The physical gravitational degrees of freedom
Edward Anderson, Julian Barbour, Brendan Z. Foster, Bryan Kelleher,, Niall \'O Murchadha

TL;DR
This paper derives general relativity as a theory of evolving 3D conformal geometries based on principles of relationalism and change, revealing the fundamental symmetry principles underlying gravitational degrees of freedom.
Contribution
It introduces a new derivation of GR from relational principles, identifying the true physical gravitational degrees of freedom as arising from fundamental symmetries.
Findings
GR obtained in the CMC gauge and Hamiltonian form
Equations used in York's conformal technique derived from principles
Gravitational degrees of freedom linked to fundamental symmetries
Abstract
When constructing general relativity (GR), Einstein required 4D general covariance.

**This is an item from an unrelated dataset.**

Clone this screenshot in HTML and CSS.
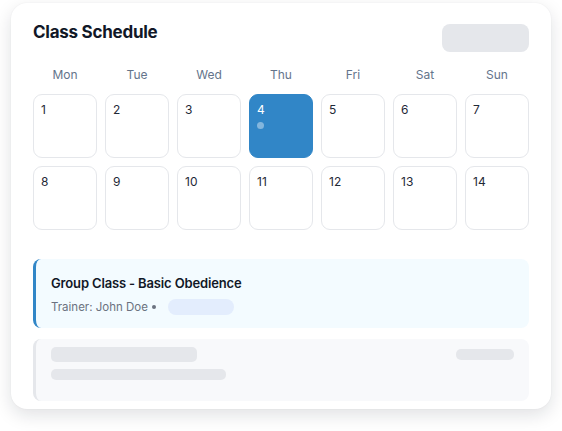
FILE: index.html
```html
<!DOCTYPE html>
<html lang="en">
<head>
<meta charset="utf-8">
<title>Class Schedule</title>
<link rel="stylesheet" href="styles.css">
</head>
<body>
<div class="card">
  <div class="header">
    <h1 class="title">Class Schedule</h1>
    <div class="btn-skel"></div>
  </div>
  <div class="days">
    <span>Mon</span><span>Tue</span><span>Wed</span><span>Thu</span><span>Fri</span><span>Sat</span><span>Sun</span>
  </div>
  <div class="grid">
    <div class="cell">1</div>
    <div class="cell">2</div>
    <div class="cell">3</div>
    <div class="cell active">4<span class="dot"></span></div>
    <div class="cell">5</div>
    <div class="cell">6</div>
    <div class="cell">7</div>
    <div class="cell">8</div>
    <div class="cell">9</div>
    <div class="cell">10</div>
    <div class="cell">11</div>
    <div class="cell">12</div>
    <div class="cell">13</div>
    <div class="cell">14</div>
  </div>
  <div class="event">
    <div class="event-title">Group Class - Basic Obedience</div>
    <div class="event-meta">
      <span>Trainer: John Doe</span>
      <span class="sep"></span>
      <span class="pill"></span>
    </div>
  </div>
  <div class="event skel">
    <div class="skel-left">
      <div class="bar bar1"></div>
      <div class="bar bar2"></div>
    </div>
    <div class="bar bar3"></div>
  </div>
</div>
</body>
</html>
```

FILE: styles.css
```css
* { box-sizing: border-box; }
html, body { margin: 0; background: #ffffff; }
body {
  font-family: Inter, "Noto Sans", "Liberation Sans", sans-serif;
  padding: 3px 11px 0 11px;
  width: 562px;
  height: 431px;
  overflow: hidden;
}
.card {
  width: 540px;
  height: 406px;
  background: #fff;
  border-radius: 16px;
  box-shadow: 0 6px 18px rgba(15, 23, 42, 0.13), 0 0 2px rgba(15, 23, 42, 0.05);
  padding: 17px 22px 8px 22px;
}
.header {
  display: flex;
  justify-content: space-between;
  align-items: flex-start;
  height: 46px;
}
.title {
  margin: 0;
  font-size: 17px;
  font-weight: 700;
  line-height: 24px;
  color: #111827;
  letter-spacing: -0.25px;
}
.btn-skel {
  width: 87px;
  height: 28px;
  margin-top: 4px;
  border-radius: 8px;
  background: #e5e7eb;
}
.days {
  display: grid;
  grid-template-columns: repeat(7, 64px);
  column-gap: 8px;
  height: 18px;
  line-height: 18px;
  font-size: 12px;
  color: #64748b;
  text-align: center;
  margin-bottom: 10px;
}
.grid {
  display: grid;
  grid-template-columns: repeat(7, 64px);
  grid-auto-rows: 64px;
  gap: 8px;
}
.cell {
  border: 1px solid #e5e7eb;
  border-radius: 9px;
  padding: 7px 7px;
  font-size: 12px;
  line-height: 16px;
  color: #1f2937;
  display: flex;
  flex-direction: column;
  align-items: flex-start;
}
.cell.active {
  background: #3186c7;
  border-color: #3186c7;
  color: #ffffff;
}
.dot {
  width: 7px;
  height: 7px;
  border-radius: 50%;
  background: rgba(255, 255, 255, 0.4);
  margin-top: 4px;
}
.event {
  margin-top: 29px;
  height: 69px;
  background: #f3fbff;
  border-left: 3px solid #3186c7;
  border-radius: 8px;
  padding: 14px 15px 0 15px;
}
.event-title {
  font-size: 13px;
  font-weight: 600;
  line-height: 20px;
  color: #111827;
  letter-spacing: -0.15px;
}
.event-meta {
  margin-top: 6px;
  display: flex;
  align-items: center;
  font-size: 11.5px;
  line-height: 16px;
  color: #6b7280;
}
.sep {
  width: 4px;
  height: 4px;
  border-radius: 50%;
  background: #6b7280;
  margin-left: 4px;
}
.pill {
  width: 66px;
  height: 16px;
  border-radius: 8px;
  background: #e3edfd;
  margin-left: 12px;
}
.event.skel {
  margin-top: 11px;
  height: 62px;
  background: #f8f9fb;
  border-left-color: #e5e7eb;
  padding: 8px 15px 0 15px;
  display: flex;
  justify-content: space-between;
  align-items: flex-start;
}
.bar { background: #e5e7eb; border-radius: 5px; }
.bar1 { width: 146px; height: 15px; }
.bar2 { width: 175px; height: 11px; margin-top: 7px; }
.bar3 { width: 58px; height: 11px; margin-top: 2px; }
```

In contrast, we derive GR (in the compact, without boundary case) as a theory of evolving 3-dimensional conformal Riemannian geometries obtained by imposing two general principles: 1) time is derived from change; 2) motion and size are relative. We write down an explicit action based on them. We obtain not only GR in the CMC gauge, in its Hamiltonian 3 + 1 reformulation but also all the equations used in York's conformal technique for solving the initial-value problem. This shows that the independent gravitational degrees of freedom obtained by York do not arise from a gauge fixing but from hitherto unrecognized fundamental symmetry principles. They can therefore be identified as the long-sought Hamiltonian physical gravitational degrees of freedom.